Universities Allied for Essential Medicines

NIH Acts on Commitment to Global Access Licensing by Licensing Patents to Medicines Patent Pool

September 30, 2010
Contact: Sara Crager
Email: sara [dot] crager at yale [dot] edu
For Immediate Release
NIH Acts on Commitment to Global Access Licensing by Licensing Patents to Medicines Patent Pool
Universities and Companies Must Take Action to Improve Access to Medicines

Berkeley – The National Institutes of Health and the UNITAID-supported Medicines Patent Pool today announced the licensing of a patent related to the HIV/AIDS medicine darunavir, following through on NIH and Obama administration commitments to manage patents in ways that will improve access to affordable medicines in poor countries.  Universities Allied for Essential Medicines (UAEM) and other access to medicines groups asked Obama to ensure medicines discovered with public funding would be available for low-cost production in poor countries, which the administration codified in its plan to combat global HIV/AIDS.[1]  Years of UAEM campaigning also recently led NIH, University of Illinois at Chicago, a co-discoverer of the licensed patent, and major universities such as Harvard and Yale to agree to use patenting and licensing of their discoveries to improve affordable access.[2]

“Though we must continue to fight for funding for universal access to HIV/AIDS treatment, NIH Director Dr.
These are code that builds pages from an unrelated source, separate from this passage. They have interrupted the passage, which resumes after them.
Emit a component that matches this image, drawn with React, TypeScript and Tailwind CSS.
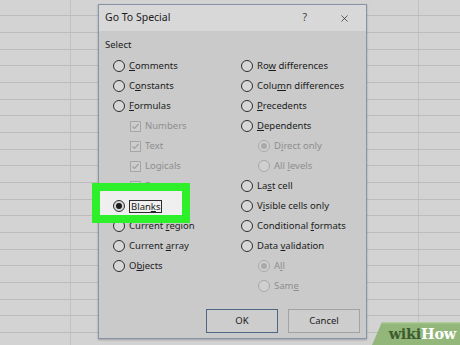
import { X } from "lucide-react";

type Item = {
  label: string;
  u: number; // index of the underlined access key
  kind: "radio" | "check";
  indent?: boolean;
  checked?: boolean;
  disabled?: boolean;
  hilite?: boolean;
};

const leftItems: Item[] = [
  { label: "Comments", u: 0, kind: "radio" },
  { label: "Constants", u: 1, kind: "radio" },
  { label: "Formulas", u: 0, kind: "radio" },
  { label: "Numbers", u: -1, kind: "check", indent: true, checked: true, disabled: true },
  { label: "Text", u: -1, kind: "check", indent: true, checked: true, disabled: true },
  { label: "Logicals", u: -1, kind: "check", indent: true, checked: true, disabled: true },
  { label: "Errors", u: -1, kind: "check", indent: true, checked: true, disabled: true },
  { label: "Blanks", u: 4, kind: "radio", checked: true, hilite: true },
  { label: "Current region", u: 8, kind: "radio" },
  { label: "Current array", u: 8, kind: "radio" },
  { label: "Objects", u: 1, kind: "radio" },
];

const rightItems: Item[] = [
  { label: "Row differences", u: 2, kind: "radio" },
  { label: "Column differences", u: 4, kind: "radio" },
  { label: "Precedents", u: 0, kind: "radio" },
  { label: "Dependents", u: 0, kind: "radio" },
  { label: "Direct only", u: 1, kind: "radio", indent: true, checked: true, disabled: true },
  { label: "All levels", u: 4, kind: "radio", indent: true, disabled: true },
  { label: "Last cell", u: 2, kind: "radio" },
  { label: "Visible cells only", u: 1, kind: "radio" },
  { label: "Conditional formats", u: 12, kind: "radio" },
  { label: "Data validation", u: 5, kind: "radio" },
  { label: "All", u: 1, kind: "radio", indent: true, checked: true, disabled: true },
  { label: "Same", u: 3, kind: "radio", indent: true, disabled: true },
];

function Radio({ checked, disabled }: { checked?: boolean; disabled?: boolean }) {
  return (
    <span
      className={`flex h-[12px] w-[12px] shrink-0 items-center justify-center rounded-full border ${
        disabled ? "border-[#a8a8a8] bg-[#d0d0d0]" : "border-[#2e2e2e] bg-[#d7d7d7]"
      }`}
    >
      {checked && (
        <span className={`h-[6px] w-[6px] rounded-full ${disabled ? "bg-[#a9a9a9]" : "bg-[#1b1b1b]"}`} />
      )}
    </span>
  );
}

function Check() {
  return (
    <span className="flex h-[11px] w-[11px] shrink-0 items-center justify-center border border-[#a6a6a6] bg-[#cdcdcd]">
      <svg width="9" height="9" viewBox="0 0 9 9">
        <polyline points="1.5,4.5 3.5,6.5 7.5,2" fill="none" stroke="#a2a2a2" strokeWidth="1.2" />
      </svg>
    </span>
  );
}

function Label({ text, u }: { text: string; u: number }) {
  if (u < 0) return <>{text}</>;
  return (
    <>
      {text.slice(0, u)}
      <span className="underline underline-offset-[1px]">{text[u]}</span>
      {text.slice(u + 1)}
    </>
  );
}

function Row({ item }: { item: Item }) {
  return (
    <div
      className={`flex h-[20px] items-center gap-[4px] ${item.indent ? "pl-[17px]" : ""} ${
        item.hilite ? "relative" : ""
      }`}
    >
      {item.hilite && (
        <span className="absolute -left-[21px] top-[-13px] z-0 h-[40px] w-[98px] border-[8px] border-[#2ef02a] bg-[#efefef]" />
      )}
      <span className={`flex items-center gap-[4px] ${item.hilite ? "relative z-10" : ""}`}>
        {item.kind === "radio" ? <Radio checked={item.checked} disabled={item.disabled} /> : <Check />}
        <span
          className={`whitespace-nowrap ${item.disabled ? "text-[#8e8e8e]" : "text-[#1c1c1c]"} ${
            item.hilite ? "border border-[#2a2a2a] px-[1px] leading-[11px]" : ""
          }`}
        >
          <Label text={item.label} u={item.u} />
        </span>
      </span>
    </div>
  );
}

const rows = Array.from({ length: 21 }, (_, i) => i);

export default function App() {
  return (
    <div className="relative h-[345px] w-[460px] overflow-hidden bg-[#d3d3d3] font-['Noto_Sans',sans-serif] text-[9.5px]">
      {/* spreadsheet behind */}
      <div className="flex flex-col">
        {rows.map((i) => (
          <div
            key={i}
            className={`flex border-b border-[#bcbcbc] ${i % 3 === 0 ? "h-[16px]" : "h-[17px]"}`}
          >
            <div className="w-[71px] border-r border-[#c2c2c2]" />
            <div className="w-[348px] border-r border-[#c2c2c2]" />
            <div className="flex-1" />
          </div>
        ))}
      </div>

      {/* dialog */}
      <div className="absolute left-[98px] top-[4px] flex h-[335px] w-[269px] flex-col border border-[#8793a8] shadow-[0_1px_2px_rgba(0,0,0,0.25)]">
        <div className="flex h-[26px] items-center bg-[#d8d8d8] pl-[6px] pr-[16px] text-[10.5px] text-[#1c1c1c]">
          <span className="flex-1">Go To Special</span>
          <span className="mr-[32px] text-[#444]">?</span>
          <X size={11} strokeWidth={1.5} className="text-[#222]" />
        </div>
        <div className="flex flex-1 flex-col bg-[#cacaca]">
          <div className="pl-[6px] pt-[7px] leading-[14px] text-[#1c1c1c]">Select</div>
          <div className="mt-[4px] grid grid-cols-[128px_1fr] pl-[14px]">
            <div className="flex flex-col">
              {leftItems.map((it) => (
                <Row key={it.label} item={it} />
              ))}
            </div>
            <div className="flex flex-col">
              {rightItems.map((it) => (
                <Row key={it.label} item={it} />
              ))}
            </div>
          </div>
          <div className="mt-auto flex justify-end gap-[10px] pb-[5px] pr-[6px]">
            <button className="flex h-[24px] w-[72px] items-center justify-center border border-[#4f6684] bg-[#cdcdcd] text-[#1c1c1c]">
              OK
            </button>
            <button className="flex h-[24px] w-[72px] items-center justify-center border border-[#a3a3a3] bg-[#cdcdcd] text-[#1c1c1c]">
              Cancel
            </button>
          </div>
        </div>
      </div>

      {/* wikiHow mark */}
      <div className="absolute bottom-0 right-0 h-[23px] w-[88px]">
        <svg className="absolute inset-0" width="88" height="23" viewBox="0 0 88 23">
          <polygon points="10,0 88,0 88,23 0,23" fill="#93b67a" />
          <polygon points="10,0 88,0 88,1.5 9,1.5" fill="#b0cb9b" />
        </svg>
        <div className="relative flex h-full items-center justify-end pr-[4px] pt-[2px] font-['DejaVu_Serif',serif] text-[14.5px] font-bold leading-none tracking-[-0.3px]">
          <span className="text-[#3d5c2f]">wiki</span>
          <span className="text-white">How</span>
        </div>
      </div>
    </div>
  );
}
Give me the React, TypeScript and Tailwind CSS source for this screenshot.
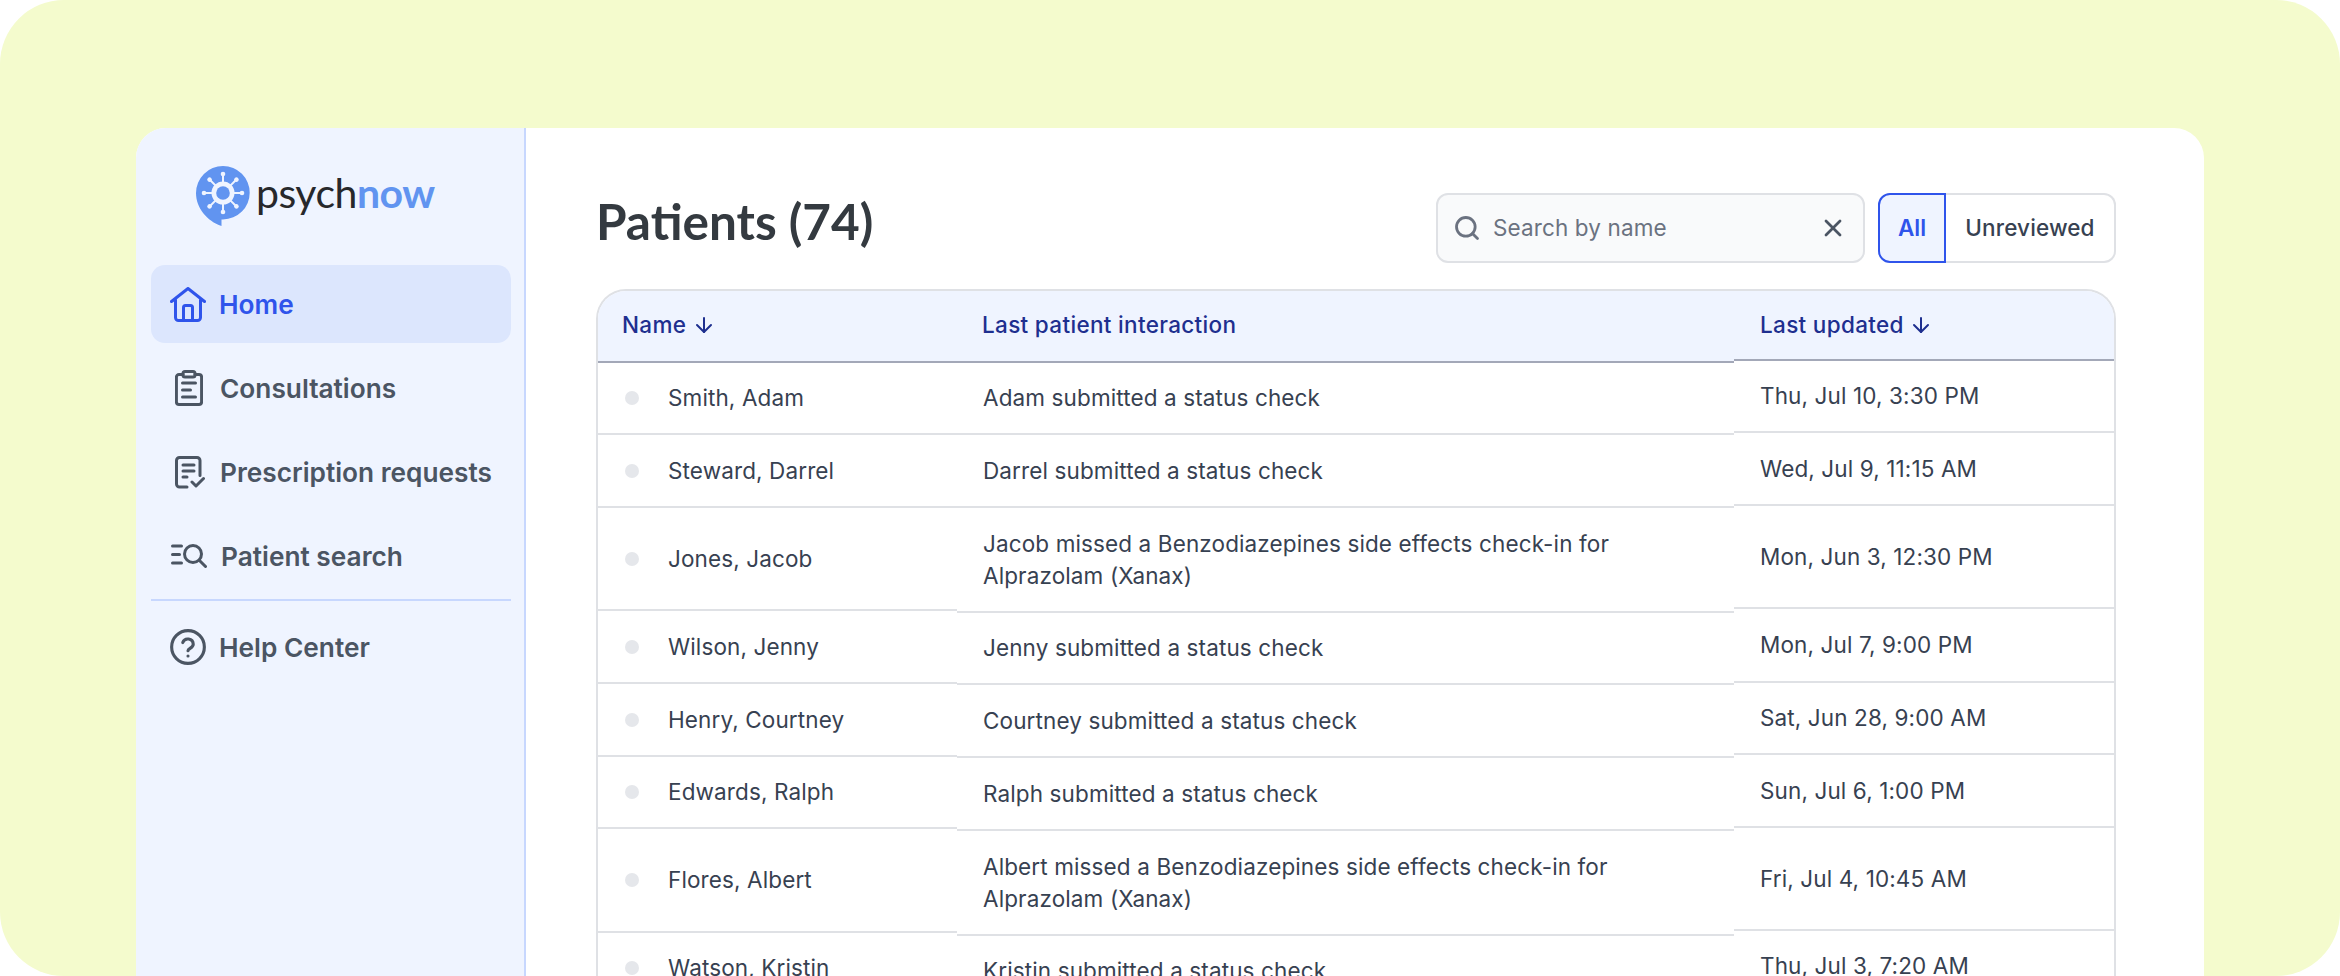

Collins and the Obama administration deserve a great deal of credit for taking this important step,” said Ethan Guillen, Executive Director of UAEM.  “They send an important signal that universities and government must be leaders in ensuring that patents do not block access to lifesaving medicines in the countries where they are needed most.”

Other patent holders, such as Tibotec (owned by Johnson & Johnson), Merck, Abbott, Boehringer Ingelheim, Bristol-Myers Squibb, Roche, ViiV and Emory University and Gilead Sciences, should also license their patents to the Patent Pool in order to enable the production of low-cost generic medicines for use in developing countries.  While access to additional patents will be needed to produce and sell darunavir, on the whole, universities and public institutions like NIH are key drivers for innovative HIV/AIDS medicines.  Between 1987 and 2007, fully 10 out of 30 HIV/AIDS treatments have had university patents.[3]

UAEM lauds the NIH for specifying all low- and middle-income countries as potential beneficiaries of the license, including countries such as Brazil, India and China where the vast majority of the world’s poor still live.  The NIH is sending a strong signal to universities and public institutions as well as private companies worldwide that they must live up to their missions and contribute to improved global health.  Universities who have not yet adopted global access licensing policies such as the University of California, a major holder of medicine patents, must take action to ensure their patents don’t act as a barrier to affordable medicine in developing countries.  Furthermore, universities should license their medicines-related patents to the Pool, and should follow the precedent set by the NIH in agreeing to equitable and transparent licensing terms.

In 2009, UAEM held a major conference on the patent pool which included participants from nearly all holders of patents needed by the Medicines Patent Pool.
It is hoped that the Patent Pool will facilitate access to treatment for HIV/AIDS by creating a one-stop shop from which qualified generic manufacturers will be able to get the intellectual property needed to make affordable generics for use in developing countries.